The levy is paid on insurance premiums and contributes to the funding of emergency services.

This year’s levy for businesses in country areas is set to jump from 68 per cent of the policy amount to 84 per cent, and that for householders from 26 percent to 31 per cent.

The levy for metropolitan insurance holders is expected to remain static or fall slightly over the same period.

National Insurance Brokers Association chief executive Noel Pettersen said once taxes were added into the equation a customer would pay a total of $223 on a $100 premium.

"Given all of the problems with underinsurance and nil insurance after the tragic bushfires it’s impossible to understand how the government can justify this increase," Mr Pettersen said.

"Why do people in rural Victoria have to pay more in taxes and charges than they do for the actual insurance policy? It’s absurd."

He said insurance needed to be affordable to be effective, and this had been highlighted in the bushfire disaster in February.

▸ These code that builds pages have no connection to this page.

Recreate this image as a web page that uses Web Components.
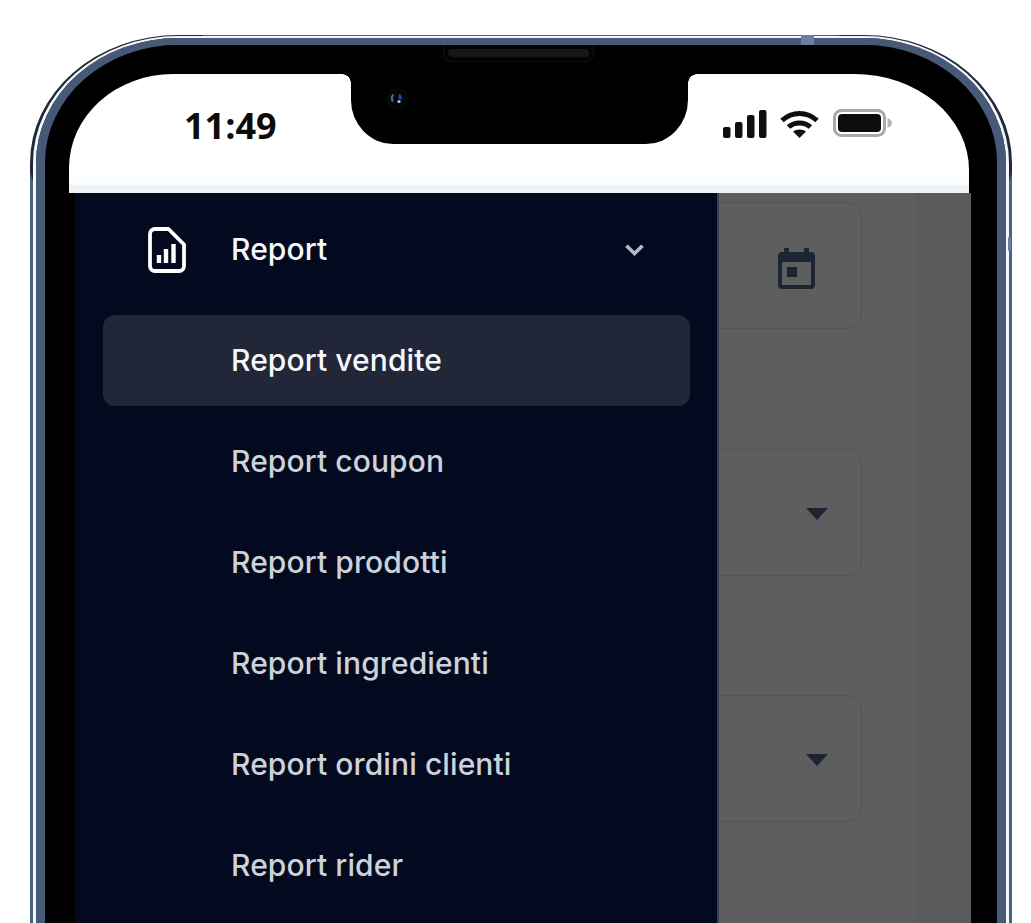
<!DOCTYPE html>
<html lang="it">
<head>
<meta charset="utf-8">
<title>Report</title>
<style>
    html, body { margin: 0; height: 923px; overflow: hidden; background: #fff; }
</style>
</head>
<body>
<phone-frame>
    <status-bar></status-bar>
    <app-screen>
        <form-card><date-icon></date-icon></form-card>
        <form-card><drop-arrow></drop-arrow></form-card>
        <form-card><drop-arrow></drop-arrow></form-card>
        <side-menu slot="drawer">
            <menu-head>Report</menu-head>
            <menu-row active>Report vendite</menu-row>
            <menu-row>Report coupon</menu-row>
            <menu-row>Report prodotti</menu-row>
            <menu-row>Report ingredienti</menu-row>
            <menu-row>Report ordini clienti</menu-row>
            <menu-row>Report rider</menu-row>
        </side-menu>
    </app-screen>
</phone-frame>

<script>
class PhoneFrame extends HTMLElement {
    constructor() {
        super();
        this.attachShadow({ mode: 'open' });
        this.shadowRoot.innerHTML = `
            <style>
                :host { display: block; width: 982px; height: 888px; margin: 35px 0 0 30px; position: relative; }
                .edge, .shine, .metal, .bezel { box-sizing: border-box; height: 100%; }
                .edge {
                    border: 3px solid transparent; border-top-width: 1px; border-bottom: 0;
                    border-radius: 148px 148px 0 0 / 128px 128px 0 0;
                    background: radial-gradient(circle 120px at 115px 105px, #20293a 99%, transparent 100%) border-box,
                                radial-gradient(circle 120px at 867px 105px, #20293a 99%, transparent 100%) border-box,
                                #4a6183 border-box;
                }
                .shine { border: 3px solid #f4f7fb; border-top-width: 2px; border-bottom: 0; border-radius: 145px 145px 0 0 / 127px 127px 0 0; }
                .metal { border: 9px solid #465a78; border-top-width: 7px; border-bottom: 0; border-radius: 142px 142px 0 0 / 125px 125px 0 0; }
                .bezel { background: #000; padding: 29px 27px 0 24px; border-radius: 133px 133px 0 0 / 118px 118px 0 0; }
                .speaker { position: absolute; left: 413px; top: 10px; width: 151px; height: 17px; box-sizing: border-box; background: #030303; border: 1px solid #101010; border-top: 0; border-radius: 0 0 8px 8px; display: flex; align-items: center; justify-content: center; }
                .speaker i { display: block; width: 141px; height: 8px; border-radius: 4px; background: #171717; }
                .tick { position: absolute; background: #6a7fa3; }
                .tick.top { left: 771px; top: 0; width: 13px; height: 10px; }
                .tick.side { right: 1px; top: 202px; width: 3px; height: 14px; }
            </style>
            <div class="edge"><div class="shine"><div class="metal"><div class="bezel"><slot></slot></div></div></div></div>
            <div class="speaker"><i></i></div>
            <div class="tick top"></div>
            <div class="tick side"></div>
        `;
    }
}
customElements.define('phone-frame', PhoneFrame);

class StatusBar extends HTMLElement {
    constructor() {
        super();
        this.attachShadow({ mode: 'open' });
        this.shadowRoot.innerHTML = `
            <style>
                :host { display: block; position: relative; width: 900px; height: 119px; box-sizing: border-box; background: linear-gradient(#fff 0, #fff 101px, #fcfdfe 101px, #fcfdfe 111px, #eff3f8 111px); border-radius: 104px 115px 0 0 / 94px 96px 0 0; }
                .time { position: absolute; left: 115px; top: 30px; font: 700 36px/44px "Open Sans", sans-serif; color: #0b0b0b; }
                .notch { position: absolute; left: 282px; top: 0; width: 337px; height: 70px; background: #000; border-radius: 0 0 42px 42px / 0 0 44px 44px; }
                .notch::before, .notch::after { content: ""; position: absolute; top: 0; width: 9px; height: 9px; }
                .notch::before { left: -9px; background: radial-gradient(circle at 0 100%, transparent 8.5px, #000 9px); }
                .notch::after { right: -9px; background: radial-gradient(circle at 100% 100%, transparent 8.5px, #000 9px); }
                .camera { position: absolute; left: 33px; top: 12px; }
                .signal { position: absolute; left: 654px; top: 36px; }
                .wifi { position: absolute; left: 711px; top: 35px; }
                .battery { position: absolute; left: 764px; top: 35px; }
            </style>
            <div class="time">11:49</div>
            <div class="notch">
                <svg class="camera" width="26" height="26" viewBox="0 0 26 26">
                    <circle cx="13" cy="13" r="11" fill="#04060c"/>
                    <path d="M9.500 8.500a5.500 5.500 0 0 0-.5 7" fill="none" stroke="#2f6f78" stroke-width="2.400"/>
                    <path d="M15 7.500a6 6 0 0 1 2.500 6.500l-3-1z" fill="#1d45c8"/>
                    <circle cx="15" cy="15.500" r="1.600" fill="#b9c4d8"/>
                </svg>
            </div>
            <svg class="signal" width="44" height="28" viewBox="0 0 44 28" fill="#0f0f0f">
                <rect x="0" y="17" width="7.500" height="11" rx="2"/>
                <rect x="12" y="12" width="7.500" height="16" rx="2"/>
                <rect x="24" y="5" width="7.500" height="23" rx="2"/>
                <rect x="36" y="0" width="7.500" height="28" rx="2"/>
            </svg>
            <svg class="wifi" width="39" height="29" viewBox="0 0 39 29" fill="none" stroke="#0f0f0f" stroke-width="5">
                <path d="M2 11.500C12 2 27 2 37 11.500"/>
                <path d="M8.500 18C14.500 12.500 24.500 12.500 30.500 18"/>
                <path d="M19.500 29l-6.500-6.500c3.500-2.800 9.500-2.800 13 0z" fill="#0f0f0f" stroke="none"/>
            </svg>
            <svg class="battery" width="60" height="28" viewBox="0 0 60 28">
                <rect x="1.500" y="1.500" width="50" height="25" rx="7" fill="#fff" stroke="#a9a9a9" stroke-width="3"/>
                <rect x="5" y="5" width="43" height="18" rx="4" fill="#0c0c0c"/>
                <path d="M54.500 9c3 1 4.500 3 4.500 5s-1.500 4-4.500 5z" fill="#b5b5b5"/>
            </svg>
        `;
    }
}
customElements.define('status-bar', StatusBar);

class AppScreen extends HTMLElement {
    constructor() {
        super();
        this.attachShadow({ mode: 'open' });
        this.shadowRoot.innerHTML = `
            <style>
                :host { display: block; position: relative; margin-left: 6px; width: 896px; height: 730px; overflow: hidden; background: #5e5e5e; }
                .main { box-sizing: border-box; width: 842px; height: 100%; padding: 9px 54px 0 0; display: flex; flex-direction: column; gap: 119.5px; border-right: 1px solid #56595b; }
                .strip { position: absolute; top: 0; right: 0; bottom: 0; width: 54px; background: #595b5d; }
            </style>
            <div class="main"><slot></slot></div>
            <div class="strip"></div>
            <slot name="drawer"></slot>
        `;
    }
}
customElements.define('app-screen', AppScreen);

class FormCard extends HTMLElement {
    constructor() {
        super();
        this.attachShadow({ mode: 'open' });
        this.shadowRoot.innerHTML = `
            <style>
                :host { display: flex; box-sizing: border-box; height: 127px; border: 1px solid #50555d; border-radius: 14px; align-items: center; justify-content: flex-end; padding-right: 33px; }
            </style>
            <slot></slot>
        `;
    }
}
customElements.define('form-card', FormCard);

class DateIcon extends HTMLElement {
    constructor() {
        super();
        this.attachShadow({ mode: 'open' });
        this.shadowRoot.innerHTML = `
            <style>
                :host { display: block; width: 37px; height: 41px; margin: 6px 13px 0 0; }
                svg { display: block; }
            </style>
            <svg width="37" height="41" viewBox="0 0 37 41" fill="#1d2533">
                <rect x="6" y="0" width="5" height="6"/>
                <rect x="26" y="0" width="5" height="6"/>
                <path fill-rule="evenodd" d="M4 4h29a4 4 0 0 1 4 4v29a4 4 0 0 1-4 4H4a4 4 0 0 1-4-4V8a4 4 0 0 1 4-4zM4 14v23h29V14z"/>
                <rect x="9" y="19" width="10" height="10"/>
            </svg>
        `;
    }
}
customElements.define('date-icon', DateIcon);

class DropArrow extends HTMLElement {
    constructor() {
        super();
        this.attachShadow({ mode: 'open' });
        this.shadowRoot.innerHTML = `
            <style>
                :host { display: block; width: 22px; height: 12px; margin-top: 3px; }
                svg { display: block; }
            </style>
            <svg width="22" height="12" viewBox="0 0 22 12"><path d="M0 0h22L11 12z" fill="#1d2533"/></svg>
        `;
    }
}
customElements.define('drop-arrow', DropArrow);

class SideMenu extends HTMLElement {
    constructor() {
        super();
        this.attachShadow({ mode: 'open' });
        this.shadowRoot.innerHTML = `
            <style>
                :host { display: block; position: absolute; left: 0; top: 0; bottom: 0; width: 644px; box-sizing: border-box; background: #030a1f; border-right: 2px solid #333f57; padding: 11px 27px 0 28px; font: 500 30px/36px Inter, sans-serif; letter-spacing: 0.1px; }
                .list { display: flex; flex-direction: column; gap: 10px; }
            </style>
            <div class="list"><slot></slot></div>
        `;
    }
}
customElements.define('side-menu', SideMenu);

class MenuHead extends HTMLElement {
    constructor() {
        super();
        this.attachShadow({ mode: 'open' });
        this.shadowRoot.innerHTML = `
            <style>
                :host { display: flex; align-items: center; box-sizing: border-box; height: 91px; margin-bottom: 10px; padding: 0 46px 0 45px; color: #f6f7f9; }
                .file { flex: none; width: 38px; height: 46px; margin-right: 45px; }
                .text { flex: 1; margin-bottom: 2px; }
                .chev { flex: none; }
                svg { display: block; }
            </style>
            <svg class="file" viewBox="0 0 38 46" fill="none" stroke="#fff" stroke-width="3.800" stroke-linejoin="round">
                <path d="M7 2H20.500L36 17.500V39a5 5 0 0 1-5 5H7a5 5 0 0 1-5-5V7a5 5 0 0 1 5-5z"/>
                <path d="M11 36V28M18 36V22M25.500 36V17" stroke-width="4.400"/>
            </svg>
            <span class="text"><slot></slot></span>
            <svg class="chev" width="19" height="12" viewBox="0 0 19 12" fill="none" stroke="#b0bccd" stroke-width="3.600"><path d="M1.500 1.800L9.500 9.500L17.500 1.800"/></svg>
        `;
    }
}
customElements.define('menu-head', MenuHead);

class MenuRow extends HTMLElement {
    constructor() {
        super();
        this.attachShadow({ mode: 'open' });
        this.shadowRoot.innerHTML = `
            <style>
                :host { display: flex; align-items: center; box-sizing: border-box; height: 91px; padding: 0 0 2px 128px; border-radius: 12px; color: #cdd2d9; }
                :host([active]) { background: #212738; color: #f6f7f9; }
            </style>
            <slot></slot>
        `;
    }
}
customElements.define('menu-row', MenuRow);
</script>
</body>
</html>
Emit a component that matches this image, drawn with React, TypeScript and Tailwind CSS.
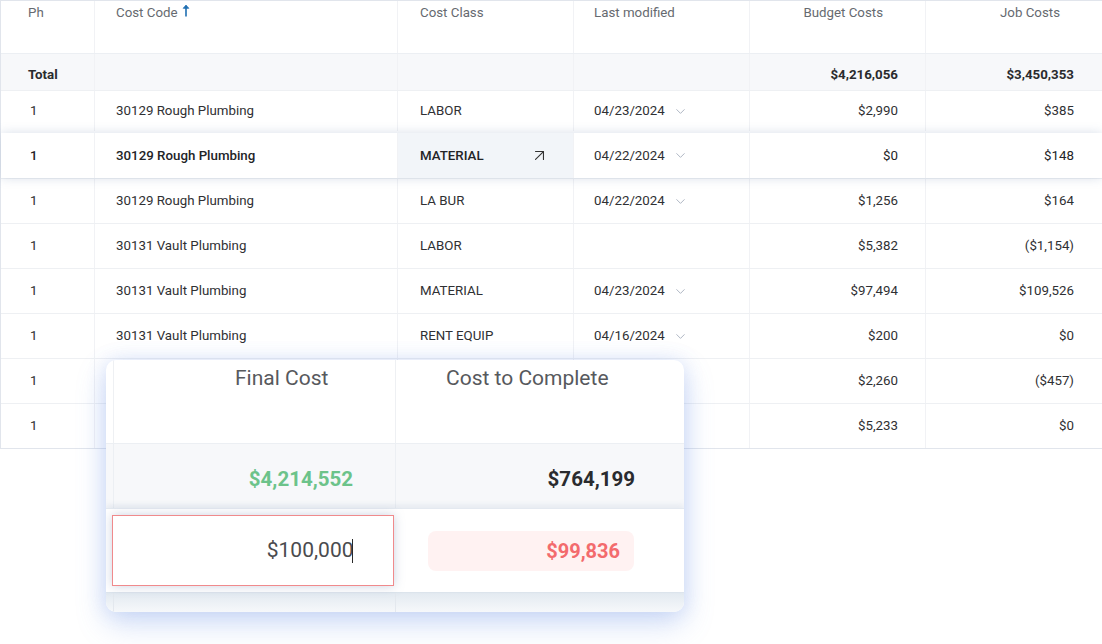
import React from "react";
import { ArrowUpRight, ChevronDown } from "lucide-react";

type Row = {
  ph: string;
  code: string;
  cls: string;
  date: string;
  budget: string;
  job: string;
  active?: boolean;
};

const rows: Row[] = [
  { ph: "1", code: "30129 Rough Plumbing", cls: "LABOR", date: "04/23/2024", budget: "$2,990", job: "$385" },
  { ph: "1", code: "30129 Rough Plumbing", cls: "MATERIAL", date: "04/22/2024", budget: "$0", job: "$148", active: true },
  { ph: "1", code: "30129 Rough Plumbing", cls: "LA BUR", date: "04/22/2024", budget: "$1,256", job: "$164" },
  { ph: "1", code: "30131 Vault Plumbing", cls: "LABOR", date: "", budget: "$5,382", job: "($1,154)" },
  { ph: "1", code: "30131 Vault Plumbing", cls: "MATERIAL", date: "04/23/2024", budget: "$97,494", job: "$109,526" },
  { ph: "1", code: "30131 Vault Plumbing", cls: "RENT EQUIP", date: "04/16/2024", budget: "$200", job: "$0" },
  { ph: "1", code: "", cls: "", date: "", budget: "$2,260", job: "($457)" },
  { ph: "1", code: "", cls: "", date: "", budget: "$5,233", job: "$0" },
];

function SortUp() {
  return (
    <svg width="8" height="13" viewBox="0 0 8 13" className="ml-[4px] mt-[1px]">
      <path d="M4 12.5V1.5" stroke="#1f6fb2" strokeWidth="1.6" />
      <path d="M1.2 4.3L4 1.2L6.8 4.3Z" fill="#1f6fb2" stroke="#1f6fb2" strokeWidth="0.8" strokeLinejoin="round" />
    </svg>
  );
}

const cellLine = "border-r border-[#f1f2f5]";

export default function App() {
  return (
    <div
      className="relative w-[1102px] h-[644px] bg-white overflow-hidden text-[13.3px] text-[#2f3033]"
      style={{ fontFamily: "Roboto, 'Liberation Sans', sans-serif" }}
    >
      {/* Table */}
      <div className="w-[1102px] border-l border-t border-b border-[#e1e5ec] flex flex-col">
        {/* Header */}
        <div className="flex h-[52px] text-[#666a70]">
          <div className={`w-[94px] ${cellLine} pl-[27px] pt-[2px]`}>Ph</div>
          <div className={`w-[303px] ${cellLine} pl-[21px] pt-[2px] flex items-start`}>
            <span>Cost Code</span>
            <SortUp />
          </div>
          <div className={`w-[176px] ${cellLine} pl-[22px] pt-[2px]`}>Cost Class</div>
          <div className={`w-[176px] ${cellLine} pl-[20px] pt-[2px]`}>Last modified</div>
          <div className={`w-[176px] ${cellLine} pr-[42px] pt-[2px] text-right`}>Budget Costs</div>
          <div className="w-[176px] pr-[42px] pt-[2px] text-right">Job Costs</div>
        </div>
        {/* Total */}
        <div className="flex h-[37px] bg-[#f7f8fa] border-t border-[#eceff3] font-bold text-[#2a2b2e] items-center">
          <div className={`w-[94px] h-full ${cellLine} pl-[27px] flex items-center pt-[5px]`}>Total</div>
          <div className={`w-[303px] h-full ${cellLine}`} />
          <div className={`w-[176px] h-full ${cellLine}`} />
          <div className={`w-[176px] h-full ${cellLine}`} />
          <div className={`w-[176px] h-full ${cellLine} pr-[27px] flex items-center justify-end pt-[5px]`}>$4,216,056</div>
          <div className="w-[176px] h-full pr-[28px] flex items-center justify-end pt-[5px]">$3,450,353</div>
        </div>
        {/* Rows */}
        {rows.map((r, i) => (
          <div
            key={i}
            className={`flex ${i === 0 ? "h-[43px] pb-[2px]" : "h-[45px]"} items-stretch ${
              r.active
                ? "relative z-10 bg-white shadow-[0_0_10px_rgba(120,145,180,0.28)]"
                : "border-t border-[#eef0f3]"
            } ${r.active ? "font-medium text-[#232427]" : ""}`}
          >
            <div className={`w-[94px] ${cellLine} pl-[29px] flex items-center`}>{r.ph}</div>
            <div className={`w-[303px] ${cellLine} pl-[21px] flex items-center`}>{r.code}</div>
            <div
              className={`w-[176px] ${cellLine} pl-[22px] pr-[24px] flex items-center justify-between ${
                r.active ? "bg-[#f2f5f9]" : ""
              }`}
            >
              <span>{r.cls}</span>
              {r.active && <ArrowUpRight size={19} strokeWidth={1.4} color="#333" />}
            </div>
            <div className={`w-[176px] ${cellLine} pl-[20px] flex items-center font-normal text-[#2f3033]`}>
              {r.date && (
                <>
                  <span>{r.date}</span>
                  <ChevronDown size={15} strokeWidth={1.4} color="#a3abba" className="ml-[8px]" />
                </>
              )}
            </div>
            <div className={`w-[176px] ${cellLine} pr-[27px] flex items-center justify-end font-normal`}>{r.budget}</div>
            <div className="w-[176px] pr-[28px] flex items-center justify-end font-normal">{r.job}</div>
          </div>
        ))}
      </div>

      {/* Floating panel */}
      <div className="absolute left-[106px] top-[360px] w-[578px] h-[252px] rounded-[10px] overflow-hidden bg-white shadow-[0_12px_30px_rgba(95,135,225,0.28),0_0_20px_rgba(95,135,225,0.18)] flex flex-col">
        {/* header */}
        <div className="flex h-[83px] text-[21px] text-[#57595d]">
          <div className="w-[8px] border-r border-[#eef0f3]" />
          <div className="w-[282px] border-r border-[#eef0f3] pl-[121px] pt-[3px]">Final Cost</div>
          <div className="flex-1 pl-[50px] pt-[3px]">Cost to Complete</div>
        </div>
        {/* totals */}
        <div className="flex h-[65px] bg-[#f7f8fa] border-t border-[#eceff3] text-[20.5px] font-bold items-stretch">
          <div className="w-[8px] border-r border-[#eceff3]" />
          <div className="w-[282px] border-r border-[#eceff3] pr-[42px] pt-[6px] flex items-center justify-end text-[#6cc38a]">
            $4,214,552
          </div>
          <div className="flex-1 pr-[49px] pt-[6px] flex items-center justify-end text-[#2a2b2e]">$764,199</div>
        </div>
        {/* edit row */}
        <div className="relative flex h-[84px] items-center border-t border-[#e4e9f0] shadow-[0_-3px_6px_rgba(150,170,200,0.18)] bg-white">
          <div className="ml-[6px] w-[282px] h-[71px] border-[1.5px] border-[#f08a8c] bg-white shadow-[0_0_10px_rgba(110,130,170,0.35)] flex items-center justify-end pr-[40px] text-[21px] text-[#4a4b4e]">
            <span>$100,000</span>
            <span className="inline-block w-[1.5px] h-[24px] bg-[#2a2a2a] -ml-[2px]" />
          </div>
          <div className="ml-[34px] w-[206px] h-[40px] rounded-[8px] bg-[#fff2f2] flex items-center justify-end pr-[14px] text-[20px] font-bold text-[#f36b6d]">
            $99,836
          </div>
        </div>
        {/* bottom strip */}
        <div className="flex flex-1 bg-gradient-to-b from-[#e3eaf1] to-[#f6f8fa] border-t border-[#dfe6ee]">
          <div className="w-[8px] border-r border-[#e3e8ee]" />
          <div className="w-[282px] border-r border-[#e3e8ee]" />
          <div className="flex-1" />
        </div>
      </div>
    </div>
  );
}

"Country Victorians are being unfairly and unjustifiably punished."
Peter Ryan, Opposition

"Insurance isn’t a sin. They shouldn’t be able to tax insurance at the same rate they do alcohol, or tobacco or gambling," he said.

Mr Pettersen said the situation was unfair and needed to change urgently for the economic well-being of the community.

Insurance Council of Australia’s general manager communications, Paul Giles, said the government was set to collect $500 million from the levy this year, representing an increase of 30 per cent from the previous financial year.

Opposition bushfire response spokesman Peter Ryan said the system discouraged people from insuring because only those who took out insurance paid the levy.

"Country Victorians are being unfairly and unjustifiably punished because of this year’s bushfires and the effort that was mounted to fight them," Mr Ryan said.

He said the system for funding the state’s fire brigades needed to be reformed because current arrangements were unjust and unreasonable. The increase could force businesses to close in the current economic climate.

Mr Ryan said the government needed to co-operate fully with the federal government’s Future Tax System review which has flagged it will investigate the levy.

A spokesman for Victorian Treasurer John Lenders said it was appropriate that the insurance industry contributed more to the funding for fire services this year, just as the state government had done.